TASK TO CARRY OUT: Only the pictures are omitted; repeat all other data exactly.

++++ SUPPLIED DATA ++++

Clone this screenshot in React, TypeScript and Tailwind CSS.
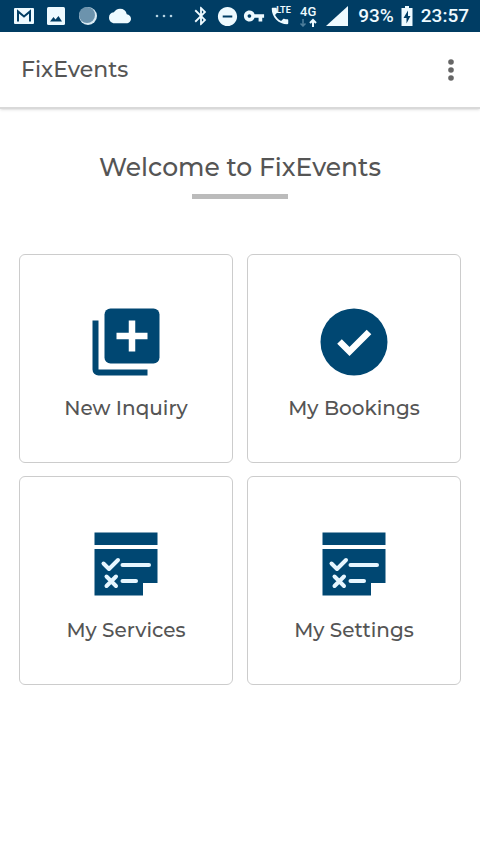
import React from 'react';
import {
  MdBluetooth,
  MdCloud,
  MdDoNotDisturbOn,
  MdImage,
  MdVpnKey,
} from 'react-icons/md';

const StatusBar: React.FC = () => (
  <div className="flex h-8 items-center justify-between bg-[#003d64] pl-[14px] pr-[11px] font-[Roboto,sans-serif] text-[#eefaff]">
    <div className="flex items-center">
      <svg viewBox="0 0 20 16" className="h-4 w-5" aria-hidden="true">
        <rect width="20" height="16" rx="1" fill="currentColor" />
        <path d="M4 13.500V3.500L10 8.500L16 3.500V13.500" fill="none" stroke="#003d64" strokeWidth="2" />
      </svg>
      <svg viewBox="0 0 18 18" className="ml-[13px] h-[18px] w-[18px]" aria-hidden="true">
        <rect width="18" height="18" rx="1.500" fill="currentColor" />
        <path d="M3 14.500L6.500 10L8.500 12.500L11.500 9L15 14.500z" fill="#003d64" />
      </svg>
      <svg viewBox="0 0 20 20" className="ml-[13px] h-5 w-5" aria-hidden="true">
        <circle cx="10" cy="10" r="9" fill="#d9ebf4" />
        <circle cx="9" cy="9" r="8" fill="#6c93ad" />
      </svg>
      <MdCloud className="ml-[11px] h-[22px] w-[22px]" />
      <svg viewBox="0 0 18 4" className="ml-6 h-1 w-[18px]" fill="#b5d3e2" aria-hidden="true">
        <circle cx="2" cy="2" r="1.300" />
        <circle cx="9" cy="2" r="1.300" />
        <circle cx="16" cy="2" r="1.300" />
      </svg>
    </div>
    <div className="flex items-center">
      <MdBluetooth className="h-[22px] w-[22px]" />
      <MdDoNotDisturbOn className="ml-1 h-[23px] w-[23px]" />
      <MdVpnKey className="ml-1 h-[22px] w-[22px]" />
      <span className="relative ml-1 block h-[22px] w-[22px]">
        <svg viewBox="0 0 24 24" className="h-[22px] w-[22px]" fill="currentColor" aria-hidden="true">
          <path d="M20 15.500c-1.250 0-2.450-.2-3.570-.57-.35-.11-.74-.03-1.020.24l-2.200 2.200c-2.830-1.440-5.150-3.750-6.590-6.590l2.200-2.210c.28-.26.36-.65.25-1C8.700 6.450 8.500 5.250 8.500 4c0-.55-.45-1-1-1H4c-.55 0-1 .45-1 1 0 9.390 7.610 17 17 17 .55 0 1-.45 1-1v-3.500c0-.55-.45-1-1-1z" />
        </svg>
        <span className="absolute left-[7px] top-0 text-[9px] font-bold leading-[10px]">LTE</span>
      </span>
      <span className="ml-2 flex w-[18px] flex-col items-center">
        <span className="text-[13px] font-medium leading-3">4G</span>
        <svg viewBox="0 0 18 9" className="h-[9px] w-[18px]" fill="none" strokeWidth="2" aria-hidden="true">
          <path d="M4 1V8M1.500 5.500L4 8L6.500 5.500" stroke="#4f7f9c" strokeWidth="1.500" />
          <path d="M14 9V2M11 5L14 2L17 5" stroke="currentColor" />
        </svg>
      </span>
      <svg viewBox="0 0 22 20" className="ml-[9px] h-5 w-[22px]" fill="currentColor" aria-hidden="true">
        <path d="M0 20L22 0V20z" />
      </svg>
      <span className="ml-[10px] text-[19px] font-medium leading-6">93%</span>
      <svg viewBox="0 0 12 20" className="ml-[7px] h-5 w-3" aria-hidden="true">
        <path d="M4 0H8V2H11.500V20H.5V2H4z" fill="currentColor" />
        <path d="M7 4.500L2.500 12H5.500V17.500L9.500 10H7z" fill="#003d64" />
      </svg>
      <span className="ml-2 text-[19px] font-medium leading-6">23:57</span>
    </div>
  </div>
);

const AddLibraryIcon: React.FC = () => (
  <svg viewBox="0 0 80 80" className="h-20 w-20" aria-hidden="true">
    <rect x="18.500" y="6.500" width="55" height="55" rx="6" fill="currentColor" />
    <path d="M46 18.500V49.500M30.500 34H61.500" stroke="#fff" strokeWidth="6.500" />
    <path d="M6.500 18.500H12.500V67.500H61.500V73.500H12.500A6 6 0 0 1 6.500 67.500z" fill="currentColor" />
  </svg>
);

const CheckCircleIcon: React.FC = () => (
  <svg viewBox="0 0 80 80" className="h-20 w-20" aria-hidden="true">
    <circle cx="40" cy="40" r="33.500" fill="currentColor" />
    <path d="M25.500 39.500L35.500 49.500L55 30" fill="none" stroke="#fff" strokeWidth="6.500" />
  </svg>
);

const ChecklistIcon: React.FC = () => (
  <svg viewBox="0 0 80 80" className="h-20 w-20" aria-hidden="true">
    <path d="M8.500 8.500H71.500V21H8.500zM8.500 25H71.500V59H57V71.500H8.500z" fill="currentColor" />
    <g fill="none" stroke="#e6f6ff" strokeWidth="4" strokeLinecap="round">
      <path d="M17.500 39.500L23 45L32 36" strokeLinejoin="round" />
      <path d="M36.500 41H63" />
      <path d="M20.500 52.500L30 62M30 52.500L20.500 62" />
      <path d="M36.500 57H50" />
    </g>
  </svg>
);

const tiles = [
  { label: 'New Inquiry', icon: <AddLibraryIcon /> },
  { label: 'My Bookings', icon: <CheckCircleIcon /> },
  { label: 'My Services', icon: <ChecklistIcon /> },
  { label: 'My Settings', icon: <ChecklistIcon /> },
];

const App: React.FC = () => {
  return (
    <div className="min-h-screen bg-white font-[Montserrat,Inter,sans-serif] font-medium text-[#555]">
      <StatusBar />
      <header className="flex h-[77px] items-center justify-between border-b-2 border-[#d9d9d9] pl-[21px] pr-[14px] shadow-sm">
        <h1 className="text-[22px] leading-7">FixEvents</h1>
        <button type="button" aria-label="More options" className="text-[#666]">
          <svg viewBox="0 0 30 30" className="h-[30px] w-[30px]" fill="currentColor" aria-hidden="true">
            <circle cx="15" cy="7" r="2.800" />
            <circle cx="15" cy="15" r="2.800" />
            <circle cx="15" cy="23" r="2.800" />
          </svg>
        </button>
      </header>

      <main className="px-[19px] pt-10">
        <h2 className="text-center text-[25px] leading-9">Welcome to FixEvents</h2>
        <div className="mx-auto mt-[9px] h-[5px] w-24 bg-[#bbb]" />

        <div className="mt-[55px] grid grid-cols-2 gap-x-[14px] gap-y-[13px]">
          {tiles.map((tile) => (
            <button
              key={tile.label}
              type="button"
              className="flex flex-col items-center rounded-md border border-[#ccc] pb-10 pt-[47px]"
            >
              <span className="text-[#004772]">{tile.icon}</span>
              <span className="mt-3 text-[20px] leading-7">{tile.label}</span>
            </button>
          ))}
        </div>
      </main>
    </div>
  );
};

export default App;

++++

SOLUTION:
Clone this screenshot in React, TypeScript and Tailwind CSS.
import React from 'react';
import {
  MdBluetooth,
  MdCloud,
  MdDoNotDisturbOn,
  MdImage,
  MdVpnKey,
} from 'react-icons/md';

const StatusBar: React.FC = () => (
  <div className="flex h-8 items-center justify-between bg-[#003d64] pl-[14px] pr-[11px] font-[Roboto,sans-serif] text-[#eefaff]">
    <div className="flex items-center">
      <svg viewBox="0 0 20 16" className="h-4 w-5" aria-hidden="true">
        <rect width="20" height="16" rx="1" fill="currentColor" />
        <path d="M4 13.500V3.500L10 8.500L16 3.500V13.500" fill="none" stroke="#003d64" strokeWidth="2" />
      </svg>
      <svg viewBox="0 0 18 18" className="ml-[13px] h-[18px] w-[18px]" aria-hidden="true">
        <rect width="18" height="18" rx="1.500" fill="currentColor" />
        <path d="M3 14.500L6.500 10L8.500 12.500L11.500 9L15 14.500z" fill="#003d64" />
      </svg>
      <svg viewBox="0 0 20 20" className="ml-[13px] h-5 w-5" aria-hidden="true">
        <circle cx="10" cy="10" r="9" fill="#d9ebf4" />
        <circle cx="9" cy="9" r="8" fill="#6c93ad" />
      </svg>
      <MdCloud className="ml-[11px] h-[22px] w-[22px]" />
      <svg viewBox="0 0 18 4" className="ml-6 h-1 w-[18px]" fill="#b5d3e2" aria-hidden="true">
        <circle cx="2" cy="2" r="1.300" />
        <circle cx="9" cy="2" r="1.300" />
        <circle cx="16" cy="2" r="1.300" />
      </svg>
    </div>
    <div className="flex items-center">
      <MdBluetooth className="h-[22px] w-[22px]" />
      <MdDoNotDisturbOn className="ml-1 h-[23px] w-[23px]" />
      <MdVpnKey className="ml-1 h-[22px] w-[22px]" />
      <span className="relative ml-1 block h-[22px] w-[22px]">
        <svg viewBox="0 0 24 24" className="h-[22px] w-[22px]" fill="currentColor" aria-hidden="true">
          <path d="M20 15.500c-1.250 0-2.450-.2-3.570-.57-.35-.11-.74-.03-1.020.24l-2.200 2.200c-2.830-1.440-5.150-3.750-6.590-6.590l2.200-2.210c.28-.26.36-.65.25-1C8.700 6.450 8.500 5.250 8.500 4c0-.55-.45-1-1-1H4c-.55 0-1 .45-1 1 0 9.390 7.610 17 17 17 .55 0 1-.45 1-1v-3.500c0-.55-.45-1-1-1z" />
        </svg>
        <span className="absolute left-[7px] top-0 text-[9px] font-bold leading-[10px]">LTE</span>
      </span>
      <span className="ml-2 flex w-[18px] flex-col items-center">
        <span className="text-[13px] font-medium leading-3">4G</span>
        <svg viewBox="0 0 18 9" className="h-[9px] w-[18px]" fill="none" strokeWidth="2" aria-hidden="true">
          <path d="M4 1V8M1.500 5.500L4 8L6.500 5.500" stroke="#4f7f9c" strokeWidth="1.500" />
          <path d="M14 9V2M11 5L14 2L17 5" stroke="currentColor" />
        </svg>
      </span>
      <svg viewBox="0 0 22 20" className="ml-[9px] h-5 w-[22px]" fill="currentColor" aria-hidden="true">
        <path d="M0 20L22 0V20z" />
      </svg>
      <span className="ml-[10px] text-[19px] font-medium leading-6">93%</span>
      <svg viewBox="0 0 12 20" className="ml-[7px] h-5 w-3" aria-hidden="true">
        <path d="M4 0H8V2H11.500V20H.5V2H4z" fill="currentColor" />
        <path d="M7 4.500L2.500 12H5.500V17.500L9.500 10H7z" fill="#003d64" />
      </svg>
      <span className="ml-2 text-[19px] font-medium leading-6">23:57</span>
    </div>
  </div>
);

const AddLibraryIcon: React.FC = () => (
  <svg viewBox="0 0 80 80" className="h-20 w-20" aria-hidden="true">
    <rect x="18.500" y="6.500" width="55" height="55" rx="6" fill="currentColor" />
    <path d="M46 18.500V49.500M30.500 34H61.500" stroke="#fff" strokeWidth="6.500" />
    <path d="M6.500 18.500H12.500V67.500H61.500V73.500H12.500A6 6 0 0 1 6.500 67.500z" fill="currentColor" />
  </svg>
);

const CheckCircleIcon: React.FC = () => (
  <svg viewBox="0 0 80 80" className="h-20 w-20" aria-hidden="true">
    <circle cx="40" cy="40" r="33.500" fill="currentColor" />
    <path d="M25.500 39.500L35.500 49.500L55 30" fill="none" stroke="#fff" strokeWidth="6.500" />
  </svg>
);

const ChecklistIcon: React.FC = () => (
  <svg viewBox="0 0 80 80" className="h-20 w-20" aria-hidden="true">
    <path d="M8.500 8.500H71.500V21H8.500zM8.500 25H71.500V59H57V71.500H8.500z" fill="currentColor" />
    <g fill="none" stroke="#e6f6ff" strokeWidth="4" strokeLinecap="round">
      <path d="M17.500 39.500L23 45L32 36" strokeLinejoin="round" />
      <path d="M36.500 41H63" />
      <path d="M20.500 52.500L30 62M30 52.500L20.500 62" />
      <path d="M36.500 57H50" />
    </g>
  </svg>
);

const tiles = [
  { label: 'New Inquiry', icon: <AddLibraryIcon /> },
  { label: 'My Bookings', icon: <CheckCircleIcon /> },
  { label: 'My Services', icon: <ChecklistIcon /> },
  { label: 'My Settings', icon: <ChecklistIcon /> },
];

const App: React.FC = () => {
  return (
    <div className="min-h-screen bg-white font-[Montserrat,Inter,sans-serif] font-medium text-[#555]">
      <StatusBar />
      <header className="flex h-[77px] items-center justify-between border-b-2 border-[#d9d9d9] pl-[21px] pr-[14px] shadow-sm">
        <h1 className="text-[22px] leading-7">FixEvents</h1>
        <button type="button" aria-label="More options" className="text-[#666]">
          <svg viewBox="0 0 30 30" className="h-[30px] w-[30px]" fill="currentColor" aria-hidden="true">
            <circle cx="15" cy="7" r="2.800" />
            <circle cx="15" cy="15" r="2.800" />
            <circle cx="15" cy="23" r="2.800" />
          </svg>
        </button>
      </header>

      <main className="px-[19px] pt-10">
        <h2 className="text-center text-[25px] leading-9">Welcome to FixEvents</h2>
        <div className="mx-auto mt-[9px] h-[5px] w-24 bg-[#bbb]" />

        <div className="mt-[55px] grid grid-cols-2 gap-x-[14px] gap-y-[13px]">
          {tiles.map((tile) => (
            <button
              key={tile.label}
              type="button"
              className="flex flex-col items-center rounded-md border border-[#ccc] pb-10 pt-[47px]"
            >
              <span className="text-[#004772]">{tile.icon}</span>
              <span className="mt-3 text-[20px] leading-7">{tile.label}</span>
            </button>
          ))}
        </div>
      </main>
    </div>
  );
};

export default App;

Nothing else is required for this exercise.